Anche qui si rimanda al Consiglio Comunale la fissazione dei criteri da inserire in una apposita convenzione che regoli i limiti dell’uso temporaneo.
L’art. 24 di fatto si sovrappone all’art. 17 della L.R. n. 17/2015 e consiste nella possibilità della segnalazione certificata di agibilità anche in assenza di intervento edilizio. Questo va incontro alle difficoltà che si incontrano nella gestione di vecchi edifici privi dell’attestazione di abitabilità ma non per questo inagibili. Nella modifica si stabilisce che entro novanta giorni verrà emanato un decreto ministeriale con i requisiti per l’agibilità in assenza di lavori; speriamo non si ripeta l’annoso ritardo nella emanazione dei decreti attuativi della norma, in quanto l’agibilità spesso costituisce un documento essenziale per la commerciabilità del bene o per accedere a finanziamenti. Fino all’emanazione del decreto ministeriale si può comunque far riferimento alla sopra citata norma regionale che rimanda ai due decreti ministeriali del 1985.
Ultimo, ma certamente non per importanza delle ricadute concrete sull’attività edilizia, l’art. 34 bis sulle tolleranze esecutive, con abrogazione dell’ultimo comma dell’art. 34 (quello relativo alla tolleranza del 2%), ripreso nel primo comma del nuovo 34 bis.

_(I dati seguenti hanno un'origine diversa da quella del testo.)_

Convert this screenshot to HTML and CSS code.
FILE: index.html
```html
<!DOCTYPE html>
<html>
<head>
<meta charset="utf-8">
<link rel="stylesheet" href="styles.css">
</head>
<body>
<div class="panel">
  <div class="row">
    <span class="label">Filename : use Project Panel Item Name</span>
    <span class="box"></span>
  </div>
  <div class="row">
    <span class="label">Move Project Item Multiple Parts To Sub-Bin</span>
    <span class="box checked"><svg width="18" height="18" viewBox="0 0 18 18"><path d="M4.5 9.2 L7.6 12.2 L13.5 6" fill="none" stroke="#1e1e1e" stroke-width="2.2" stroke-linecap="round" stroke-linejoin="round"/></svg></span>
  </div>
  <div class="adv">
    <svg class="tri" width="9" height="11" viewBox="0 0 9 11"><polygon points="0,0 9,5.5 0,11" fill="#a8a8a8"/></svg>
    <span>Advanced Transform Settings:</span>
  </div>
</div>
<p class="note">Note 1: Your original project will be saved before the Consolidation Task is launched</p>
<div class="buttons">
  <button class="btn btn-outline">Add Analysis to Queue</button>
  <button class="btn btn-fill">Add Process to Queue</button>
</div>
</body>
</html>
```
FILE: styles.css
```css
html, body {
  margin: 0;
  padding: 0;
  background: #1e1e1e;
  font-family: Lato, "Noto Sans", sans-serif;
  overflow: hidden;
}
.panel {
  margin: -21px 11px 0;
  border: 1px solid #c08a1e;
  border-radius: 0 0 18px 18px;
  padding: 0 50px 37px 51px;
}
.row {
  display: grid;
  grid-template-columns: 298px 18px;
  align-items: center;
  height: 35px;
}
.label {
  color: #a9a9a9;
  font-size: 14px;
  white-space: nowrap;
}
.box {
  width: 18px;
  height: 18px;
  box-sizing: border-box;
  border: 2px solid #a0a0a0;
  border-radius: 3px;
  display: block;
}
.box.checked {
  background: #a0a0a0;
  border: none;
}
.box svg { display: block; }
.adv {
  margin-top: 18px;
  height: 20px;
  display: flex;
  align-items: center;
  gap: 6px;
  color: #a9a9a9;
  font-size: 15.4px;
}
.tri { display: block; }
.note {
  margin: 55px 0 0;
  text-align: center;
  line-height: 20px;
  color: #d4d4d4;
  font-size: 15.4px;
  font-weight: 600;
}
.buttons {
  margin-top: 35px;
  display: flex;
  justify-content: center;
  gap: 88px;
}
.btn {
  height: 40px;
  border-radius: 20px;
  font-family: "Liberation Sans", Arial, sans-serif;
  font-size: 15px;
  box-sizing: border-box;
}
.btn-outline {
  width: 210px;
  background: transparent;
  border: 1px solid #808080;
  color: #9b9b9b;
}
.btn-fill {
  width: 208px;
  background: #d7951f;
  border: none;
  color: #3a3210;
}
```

Anche questo articolo si sovrappone alla pressoché analoga norma regionale dell’art. 9 bis della L.R. n. 17/2015, introdotta successivamente all’emanazione della legge per disciplinare le parziali difformità che si riscontrano su edifici che sono stati oggetto in passato di interventi edilizi regolarmente autorizzati e dichiarati agibili con sopralluogo e certificazione di abitabilità.
Nella nuova disposizione del TUE, oltre alla conferma della conosciuta tolleranza del 2%, se ne introduce una ulteriore costituita da irregolarità geometriche di minima entità e opere interne eseguite nell’attuazione di titoli abilitativi edilizi, a condizione che non si pongano in contrasto con la disciplina urbanistica ed edilizia e non pregiudichino l’agibilità dell’immobile.

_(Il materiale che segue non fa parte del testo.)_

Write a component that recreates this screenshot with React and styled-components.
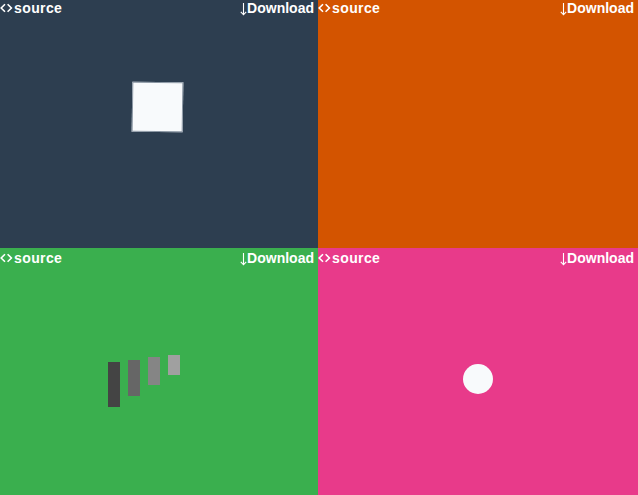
import React from "react";
import styled, { createGlobalStyle } from "styled-components";

const Global = createGlobalStyle`
  html, body { margin: 0; padding: 0; height: 100%; overflow: hidden; }
  body { font-family: "Liberation Sans", Arial, sans-serif; }
`;

const Grid = styled.div`
  display: grid;
  grid-template-columns: 318px 1fr;
  grid-template-rows: 248px 1fr;
  width: 100vw;
  height: 100vh;
`;

const Tile = styled.div`
  position: relative;
  background: ${(p) => p.$bg};
  overflow: hidden;
`;

const Bar = styled.div`
  display: flex;
  justify-content: space-between;
  align-items: flex-start;
  padding: ${(p) => p.$top}px 4px 0 0;
  color: #fff;
  font-weight: bold;
  font-size: 14px;
  line-height: 16px;
`;

const Link = styled.span`
  display: inline-flex;
  align-items: center;
  gap: ${(p) => p.$gap || 0}px;
  color: #fff;
  letter-spacing: ${(p) => p.$ls || 0}px;
`;

const Square = styled.div`
  position: absolute;
  left: 132px;
  top: 82px;
  width: 49px;
  height: 48px;
  background: #f8fafc;
  border: 1px solid #8a96a3;
  transform: rotate(0.8deg);
`;

const Rect = styled.div`
  position: absolute;
  width: 12px;
  background: ${(p) => p.$c};
`;

const Dot = styled.div`
  position: absolute;
  width: 30px;
  height: 30px;
  border-radius: 50%;
  background: #f8fafc;
`;

const CodeIcon = () => (
  <svg width="13" height="10" viewBox="0 0 13 10" style={{ marginRight: 1 }}>
    <path d="M5 1.2 L1.2 5 L5 8.8 M7.6 1.2 L11.4 5 L7.6 8.8" fill="none" stroke="#fff" strokeWidth="1.6" />
  </svg>
);

const DownIcon = () => (
  <svg width="7" height="13" viewBox="0 0 7 13" style={{ marginTop: 3 }}>
    <path d="M3.5 0 V11.5 M0.8 8.8 L3.5 11.8 L6.2 8.8" fill="none" stroke="#fff" strokeWidth="1.1" />
  </svg>
);

const Header = ({ top = 0 }) => (
  <Bar $top={top}>
    <Link $ls={0.4}>
      <CodeIcon />
      source
    </Link>
    <Link $gap={0}>
      <DownIcon />
      Download
    </Link>
  </Bar>
);

const bars = [
  { l: 108, t: 362, h: 45, c: "#444444" },
  { l: 128, t: 360, h: 36, c: "#666666" },
  { l: 148, t: 357, h: 28, c: "#858585" },
  { l: 168, t: 355, h: 20, c: "#a0a0a0" },
];

export default function App() {
  return (
    <>
      <Global />
      <Grid>
        <Tile $bg="#2d3e50">
          <Header />
          <Square />
        </Tile>
        <Tile $bg="#d35400">
          <Header />
        </Tile>
        <Tile $bg="#3aaf4e">
          <Header top={2} />
          {bars.map((b, i) => (
            <Rect
              key={i}
              $c={b.c}
              style={{ left: b.l, top: b.t - 248, height: b.h }}
            />
          ))}
        </Tile>
        <Tile $bg="#e83a8a">
          <Header top={2} />
          <Dot style={{ left: 463 - 318, top: 364 - 248 }} />
        </Tile>
      </Grid>
    </>
  );
}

Le tolleranze “regionali” e quelle “nazionali” hanno in comune l’attuazione di un titolo abilitativo, sono pertanto tollerabili le difformità (parziali o di minima entità) rispetto ad un titolo abilitativo e non le modifiche apportate ad un edificio in assenza di un titolo, per le quali si applica l’ordinario regime sanzionatorio del TUE.
Le suddette tolleranze esecutive non costituiscono violazione edilizia per espressa disposizione normativa del nuovo articolo 34 bis e possono essere dichiarate sia in fase di presentazione di un nuovo titolo abilitativo che in fase di compravendita dell’immobile. Quest’ultima disposizione fa chiarezza nel caso ci si trovi nella necessità di far emergere le difformità in sede di trasferimento dell’immobile senza dover obbligatoriamente passare attraverso una nuova pratica edilizia.
Purtroppo le irregolarità geometriche di minima entità della normativa nazionale e le parziali difformità di quella regionale in materia di tolleranze non trovano una corrispondente definizione nel TUE e si prestano a molteplici e diverse interpretazioni.
L’applicazione di questo articolo può costituire davvero una importante semplificazione per sanare le modeste difformità rispetto a progetti regolarmente autorizzati risalenti a tempi in cui di fatto si tollerava ciò che oggi non si tollera più e dove addirittura tali difformità venivano avallate con un sopralluogo ed il rilascio di un certificato di abitabilità.
Se pienamente applicata la normativa sulle tolleranze può rappresentare un utile strumento di semplificazione.
Le novità in materia edilizia non finiscono qui, sono state prese in esame quelle più impattanti sull’attività degli operatori del settore; le considerazioni svolte rappresentano una prima lettura, sicuramente non esaustiva. Si auspica possa costituire la base per ulteriori approfondimenti al fine di condividere linee guida applicative.